Además de lo hasta aquí comentado hay una diferencia destacada del grado que se le reserva a un episodio presente en la novela y también en la película. Es la secuencia de la fiesta de la Primera Comunión del nieto de la Marquesa, mucho más desarrollada en la película. En esta se extiende llena de episodios, con una importancia destacada, aparte de por la extensión que merece el conjunto, por la posición equidistante entre el comienzo y el final de la historia, como núcleo central de la misma. Asistimos, con detalles minuciosos, primero a los preparativos de la fiesta (la limpieza general de la casa, los suelos, las alfombras…, el abrillantamiento de la vajilla de plata); luego a la llegada de la Marquesa en un Mercedes de lujo, acompañada del amplio séquito que integran su hija, el nieto, el obispo; el recibimiento de todos los criados y empleados, en riguroso pase de revista (se ironiza en tal recepción sobre el acatamiento al obispo, que da a besar su anillo y esgrime su bendición a uno, a otro, a otra más.., hasta que se harta de un proceso de reverencias que le resulta prolijo y lo acorta esbozando una atropellada bendición general); más tarde se acomete el reparto por la Marquesa de propinas o aguinaldos a sus empleados, todos en fila, y, uno por uno,
tratados por su nombre e incluso amonestados para que aumenten la familia con más hijos; luego viene la ceremonia religiosa, precedida del retraso en aparecer del padre -el señorito Iván- y la esposa del administrador, para deshonrosa humillación del último y escandaloso cinismo de Iván… El festejo concluye con los dos banquetes simultáneos, que evidencian el contraste radical entre los ambos mundos, de señores, y aparceros, interdependientes pero distanciados en lo social, en lo cultural y, en fin, en cuanto atañe a la simple dignidad humana.
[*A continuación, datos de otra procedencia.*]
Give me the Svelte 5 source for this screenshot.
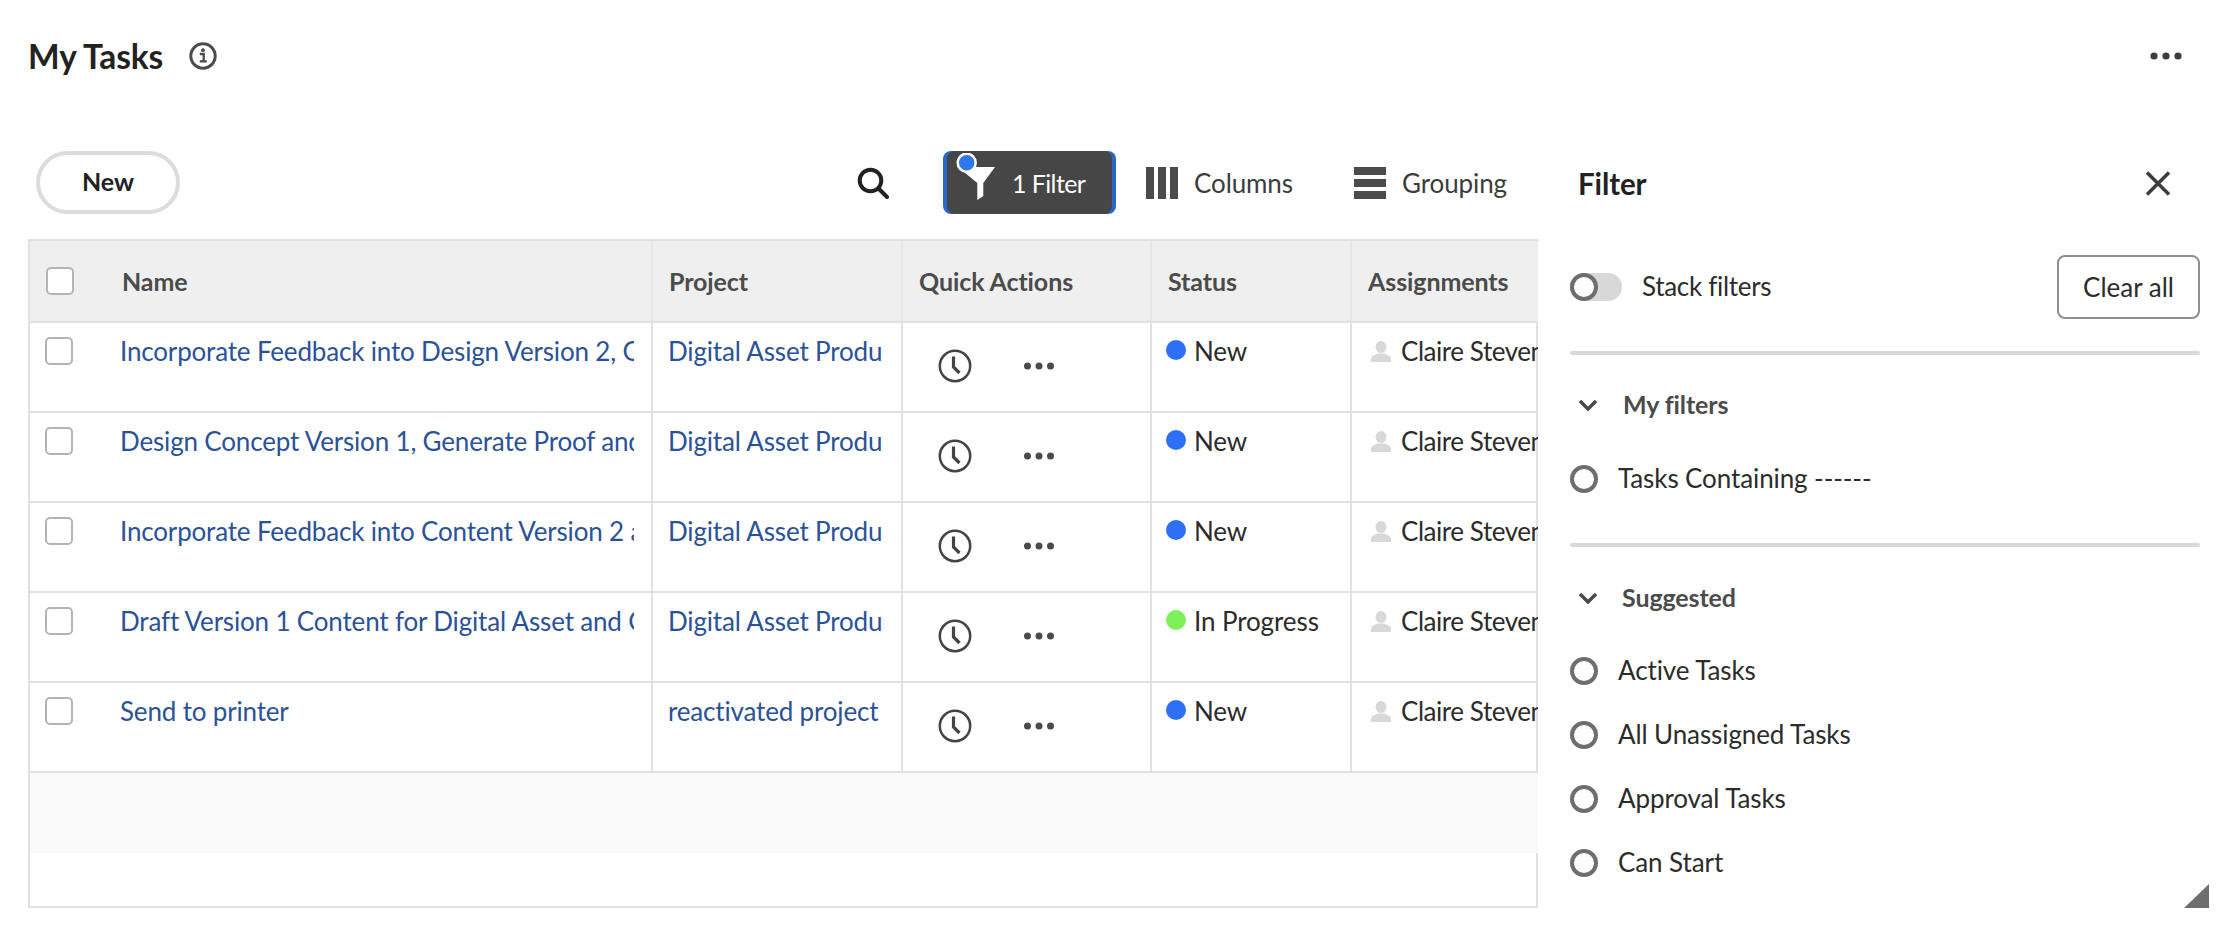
<script>
  const rows = [
    { name: "Incorporate Feedback into Design Version 2, Generate Proof", project: "Digital Asset Production", status: "New" },
    { name: "Design Concept Version 1, Generate Proof and Review", project: "Digital Asset Production", status: "New" },
    { name: "Incorporate Feedback into Content Version 2 and Finalize", project: "Digital Asset Production", status: "New" },
    { name: "Draft Version 1 Content for Digital Asset and Get Review", project: "Digital Asset Production", status: "In Progress" },
    { name: "Send to printer", project: "reactivated project", status: "New" }
  ];
  const suggested = ["Active Tasks", "All Unassigned Tasks", "Approval Tasks", "Can Start"];
</script>

<div class="page">
  <header class="top">
    <div class="heading">
      <h1>My Tasks</h1>
      <svg class="info" width="28" height="28" viewBox="0 0 28 28" fill="none" stroke="#4b4b4b">
        <circle cx="14" cy="14" r="12.200" stroke-width="3" />
        <path d="M10.800 12h3.900v7M10.800 19.400h7" stroke-width="2.300" />
        <circle cx="14" cy="8.200" r="1.900" fill="#4b4b4b" stroke="none" />
      </svg>
    </div>
    <svg class="more" width="32" height="8" viewBox="0 0 32 8" fill="#3c3c3c">
      <circle cx="4" cy="4" r="3.6" /><circle cx="16" cy="4" r="3.6" /><circle cx="28" cy="4" r="3.6" />
    </svg>
  </header>

  <div class="body">
    <main class="main">
      <div class="toolbar">
        <button class="new">New</button>
        <div class="tools">
          <svg class="search" width="32" height="32" viewBox="0 0 32 32" fill="none" stroke="#222" stroke-width="4">
            <circle cx="13.5" cy="13.5" r="10.8" />
            <path d="M21.5 21.5 30 30" stroke-linecap="round" />
          </svg>
          <div class="filter-btn">
            <div class="filter-inner">
              <svg class="funnel" width="42" height="50" viewBox="0 0 42 50">
                <path d="M3 14h37L28.300 30v13l-6 4V30z" fill="#fff" />
                <circle cx="11.700" cy="9.700" r="9" fill="#2e77ee" stroke="#fff" stroke-width="2.500" />
              </svg>
              <span>1 Filter</span>
            </div>
          </div>
          <div class="tool columns">
            <svg width="32" height="32" viewBox="0 0 32 32" fill="#4b4b4b">
              <rect x="0" width="8" height="32" /><rect x="12" width="8" height="32" /><rect x="24" width="8" height="32" />
            </svg>
            <span>Columns</span>
          </div>
          <div class="tool grouping">
            <svg width="32" height="32" viewBox="0 0 32 32" fill="#4b4b4b">
              <rect y="0" width="32" height="8" /><rect y="12" width="32" height="8" /><rect y="24" width="32" height="8" />
            </svg>
            <span>Grouping</span>
          </div>
        </div>
      </div>

      <div class="table-clip">
        <div class="table">
          <div class="row head">
            <div class="cell first"><span class="check"></span><span class="label">Name</span></div>
            <div class="cell">Project</div>
            <div class="cell">Quick Actions</div>
            <div class="cell">Status</div>
            <div class="cell">Assignments</div>
          </div>
          {#each rows as row}
            <div class="row">
              <div class="cell first">
                <span class="check"></span>
                <a class="link" href="#task">{row.name}</a>
              </div>
              <div class="cell project"><a class="link" href="#project">{row.project}</a></div>
              <div class="cell actions">
                <svg width="34" height="34" viewBox="0 0 34 34" fill="none" stroke="#444">
                  <circle cx="17" cy="17" r="15.200" stroke-width="2.500" />
                  <path d="M15.500 7.500v10.500l6 6" stroke-width="3.200" />
                </svg>
                <svg class="dots" width="32" height="8" viewBox="0 0 32 8" fill="#4b4b4b">
                  <circle cx="4.500" cy="4" r="3.500" /><circle cx="16" cy="4" r="3.500" /><circle cx="27.500" cy="4" r="3.500" />
                </svg>
              </div>
              <div class="cell status">
                <span class="dot" class:green={row.status === "In Progress"}></span>{row.status}
              </div>
              <div class="cell assignee">
                <svg width="20" height="21" viewBox="0 0 20 21" fill="#d8d8d8">
                  <ellipse cx="10" cy="6" rx="5.500" ry="6" />
                  <path d="M0 21v-3c0-3 4-4 6.500-5.500h7C16 14 20 15 20 18v3z" />
                </svg>
                Claire Stevens
              </div>
            </div>
          {/each}
          <div class="band"></div>
        </div>
      </div>
    </main>

    <aside class="panel">
      <div class="panel-head">
        <h2>Filter</h2>
        <svg width="26" height="25" viewBox="0 0 26 25" fill="none" stroke="#3c3c3c" stroke-width="3.500">
          <path d="M2 1.500 24 23.500M24 1.500 2 23.500" />
        </svg>
      </div>
      <div class="stack-row">
        <span class="toggle"><span class="knob"></span></span>
        <span class="stack-label">Stack filters</span>
        <button class="clear">Clear all</button>
      </div>

      <div class="rule"></div>
      <div class="section-title">
        <svg width="20" height="12" viewBox="0 0 20 12" fill="none" stroke="#4b4b4b" stroke-width="3.500">
          <path d="M2 2l8 8 8-8" />
        </svg>
        <span>My filters</span>
      </div>
      <div class="radios">
        <div class="radio-item"><span class="radio"></span><span class="radio-text">Tasks Containing ------</span></div>
      </div>

      <div class="rule"></div>
      <div class="section-title second">
        <svg width="20" height="12" viewBox="0 0 20 12" fill="none" stroke="#4b4b4b" stroke-width="3.500">
          <path d="M2 2l8 8 8-8" />
        </svg>
        <span>Suggested</span>
      </div>
      <div class="radios">
        {#each suggested as item}
          <div class="radio-item"><span class="radio"></span><span class="radio-text">{item}</span></div>
        {/each}
      </div>
      <span class="resize"></span>
    </aside>
  </div>
</div>

<style>
  :global(body) {
    margin: 0;
    background: #fff;
    overflow: hidden;
  }

  .page {
    width: 2230px;
    height: 932px;
    overflow: hidden;
    font-family: "Lato", "Open Sans", sans-serif;
    font-size: 26px;
    letter-spacing: -0.1px;
    color: #2c2c2c;
  }

  .top {
    height: 112px;
    display: flex;
    align-items: center;
    justify-content: space-between;
    padding: 0 48px 0 28px;
  }
  .heading {
    display: flex;
    align-items: center;
    gap: 26px;
  }
  h1 {
    margin: 0;
    font-size: 33.5px;
    font-weight: 700;
    color: #222;
  }

  .body {
    margin-top: 39px;
    display: grid;
    grid-template-columns: 1538px 692px;
  }

  .main {
    padding-left: 28px;
    min-width: 0;
  }

  .toolbar {
    height: 63px;
    margin-bottom: 25px;
    padding-right: 29px;
    display: flex;
    align-items: center;
    justify-content: space-between;
  }
  .new {
    margin-left: 8px;
    width: 144px;
    height: 63px;
    padding-bottom: 4px;
    border: 4px solid #dcdcdc;
    border-radius: 32px;
    background: #fff;
    font: 700 25px "Lato", sans-serif;
    color: #222;
  }
  .tools {
    display: flex;
    align-items: center;
  }
  .filter-btn {
    margin-left: 54px;
    width: 173px;
    height: 63px;
    padding: 0 4px;
    box-sizing: border-box;
    background: #2a66c8;
    border-radius: 8px;
    overflow: hidden;
  }
  .filter-inner {
    height: 100%;
    background: #464646;
    border-radius: 8px;
    color: #fff;
    display: flex;
    align-items: center;
    position: relative;
    padding-left: 65px;
    box-sizing: border-box;
    font-size: 25px;
    letter-spacing: -0.6px;
  }
  .funnel {
    position: absolute;
    left: 8px;
    top: 2px;
  }
  .tool {
    display: flex;
    align-items: center;
    gap: 16px;
    color: #3c3c3c;
  }
  .columns {
    margin-left: 30px;
    width: 176px;
  }
  .grouping {
    margin-left: 32px;
    width: 155px;
  }

  .table-clip {
    overflow: hidden;
  }
  .table {
    height: 669px;
    box-sizing: border-box;
    border: 2px solid #e1e1e1;
  }
  .row {
    display: grid;
    grid-template-columns: 623px 250px 249px 200px 300px;
    height: 90px;
    box-sizing: border-box;
    border-bottom: 2px solid #e1e1e1;
    margin-right: -2px;
    overflow: hidden;
  }
  .row.head {
    height: 82px;
    background: #efefef;
    font-weight: 700;
    font-size: 25px;
    color: #4b4b4b;
    align-items: stretch;
  }
  .cell {
    border-right: 2px solid #e1e1e1;
    padding: 10px 14px 0 15px;
    white-space: nowrap;
    overflow: hidden;
    box-sizing: border-box;
    line-height: 36px;
    min-width: 0;
  }
  .head .cell {
    padding-top: 22px;
    padding-left: 16px;
    border-right-color: #e6e6e6;
  }
  .cell:last-child {
    border-right: 0;
  }
  .cell.first {
    padding-left: 15px;
    padding-right: 17px;
    display: flex;
  }
  .head .cell.first {
    padding-left: 16px;
  }
  .cell.project {
    padding-right: 19px;
  }
  .check {
    flex: none;
    width: 28px;
    height: 28px;
    margin-top: 4px;
    box-sizing: border-box;
    border: 2px solid #b4b4b4;
    border-radius: 5px;
    background: #fff;
  }
  .label {
    margin-left: 48px;
  }
  .link {
    color: #2b5297;
    text-decoration: none;
    display: block;
    overflow: hidden;
    letter-spacing: -0.17px;
  }
  .first .link {
    margin-left: 47px;
  }
  .actions {
    display: flex;
    align-items: flex-start;
    gap: 51px;
    padding: 26px 0 0 35px;
  }
  .dots {
    margin-top: 13px;
  }
  .status {
    display: flex;
    align-items: flex-start;
    padding-left: 14px;
    color: #2c2c2c;
  }
  .dot {
    flex: none;
    width: 20px;
    height: 20px;
    margin: 7px 8px 0 0;
    border-radius: 50%;
    background: #2e6ff7;
  }
  .dot.green {
    background: #7ef15a;
  }
  .assignee {
    padding-left: 19px;
    display: flex;
    align-items: flex-start;
    gap: 10px;
    letter-spacing: -0.45px;
  }
  .assignee svg {
    flex: none;
    margin-top: 8px;
  }
  .band {
    height: 80px;
    background: #f9f9f9;
    margin-right: -2px;
    position: relative;
  }

  .panel {
    position: relative;
    height: 781px;
    padding: 0 30px 0 32px;
    background: #fff;
  }
  .panel-head {
    height: 68px;
    margin-bottom: 36px;
    box-sizing: border-box;
    padding: 0 29px 4px 8px;
    display: flex;
    align-items: center;
    justify-content: space-between;
  }
  h2 {
    margin: 0;
    font-size: 29.5px;
    font-weight: 700;
    color: #222;
  }
  .stack-row {
    display: flex;
    align-items: center;
    height: 64px;
  }
  .toggle {
    width: 52px;
    height: 28px;
    border-radius: 14px;
    background: #d8d8d8;
  }
  .knob {
    display: block;
    width: 28px;
    height: 28px;
    box-sizing: border-box;
    border: 4px solid #6e6e6e;
    border-radius: 50%;
    background: #fff;
  }
  .stack-label {
    margin: 0 0 2px 20px;
    letter-spacing: -0.3px;
  }
  .clear {
    margin-left: auto;
    width: 143px;
    height: 64px;
    background: #fff;
    border: 2px solid #8e8e8e;
    border-radius: 8px;
    font: 26px "Lato", sans-serif;
    color: #2c2c2c;
  }
  .rule {
    height: 4px;
    margin-top: 32px;
    border-radius: 2px;
    background: #d9d9d9;
  }
  .section-title {
    height: 40px;
    margin: 30px 0 22px;
    padding-left: 8px;
    display: flex;
    align-items: center;
    gap: 25px;
    font-weight: 700;
    font-size: 25px;
    color: #4b4b4b;
  }
  .section-title.second {
    margin: 31px 0 21px;
    gap: 24px;
  }
  .section-title span {
    margin-bottom: 2px;
  }
  .radio-item {
    height: 64px;
    display: flex;
    align-items: center;
  }
  .radio-text {
    margin-bottom: 3px;
  }
  .radio {
    flex: none;
    width: 28px;
    height: 28px;
    margin-right: 20px;
    box-sizing: border-box;
    border: 4px solid #6e6e6e;
    border-radius: 50%;
  }
  .resize {
    position: absolute;
    right: 21px;
    bottom: 24px;
    width: 25px;
    height: 24px;
    background: #6e6e6e;
    clip-path: polygon(100% 0, 100% 100%, 0 100%);
  }
</style>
Los señores comen en el interior de la casona, en una mesa adornada con los requisitos de la etiqueta y de un cierto boato; están serios, y enguyen las carnes en un silencio donde no se oye más que el ruido de los cubiertos al chocar con la loza. ¡Qué abismo entre ese banquete y el popular, que mantienen las gentes corrientes fuera, al aire y al luminoso sol de primera horas de la tarde! Este se celebra encima de un tablón corrido sin mantel, y todos comen y beben con fruición, en una alagarabía de voces, cantos populares y bailes folclóricos…, en medio de una sana euforia. Por eso, cuando la Marquesa se asoma al balcón de la finca, en el reposo de la sobremesa, recibe vítores de los empleados, que ella agradece protocolariamente con la amabilidad de una gran dama: los vítores suenan auténticos, porque los pobres en su llaneza se lo han pasado bien y están alegres; las maneras de la Marquesa, en cambio, son estudiadas y, por lo tanto, postizas, las de una “madrecita” al sentirse envanecida por las aclamaciones de sus subordinados.
Mario Camus, en suma, no solo respeta el espíritu de la novela de Delibes, sino que incluso la mejora. Si ello fuera posible.